3. The method of claim 1, in which each random process comprises at least one physical random process.

4. The method of claim 3, in which the random number is mapped to the other random number by means of at least one S-box.

5. The method of claim 4, in which the S-box is a bijective S-box or a compression S-box.

6. The method of claim 1, in which the random process and a digitizer are part of a noise source.

7. The method of claim 6, in which the random number is mapped to the other random number by means of the digitizer.

8. The method of claim 1, in which the plurality of random numbers are linked to form the combined random number by means of at least one XOR combination, in particular by means of at least one XOR gate.

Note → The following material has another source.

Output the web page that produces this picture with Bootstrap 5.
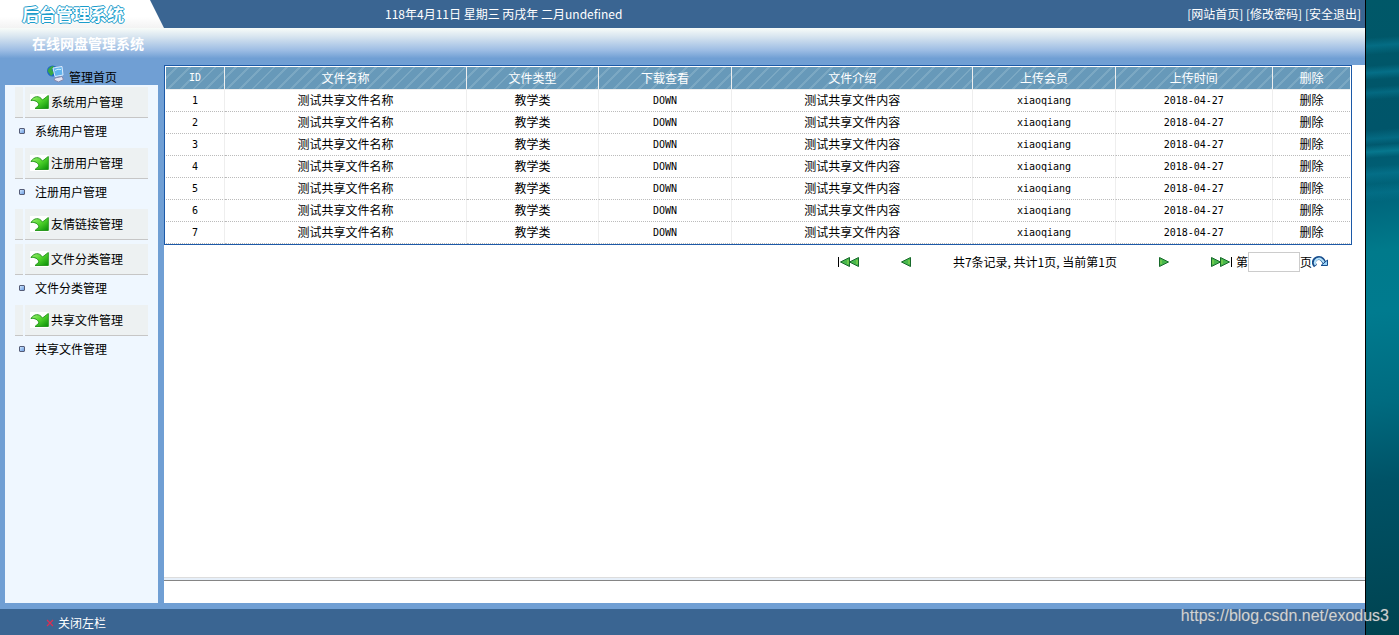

9. The method of claim 1, in which that mapping of the at least one random number to the other random number which increases the entropy of the combined random number is determined.

10. The method of claim 9, in which that mapping of the at least one random number to the other random number which increases the entropy of the combined random number is determined by testing a multiplicity of mappings.

11. An apparatus for increasing the entropy of a random number, having a processing unit configured to carry out the steps of the method of one claim 1.

12. An apparatus for increasing the entropy of a random number, having a plurality of random number generators, each of which provides a random number,having at least one mapping unit which can be used to map at least one of the random numbers to at least one other random number,having a combining unit which is coupled to the random number generators and to the at least one mapping unit in such a manner that a combined random number can be determined on the basis of the random numbers and the at least one other random number.

13. The apparatus of claim 12, in which the mapping unit comprises at least one bijective and/or at least one compression S-box.

14. The apparatus of claim 12, in which the combining unit comprises at least one XOR combination.

15. The apparatus of claim 12, in which the random number generator and the mapping unit are part of a noise source.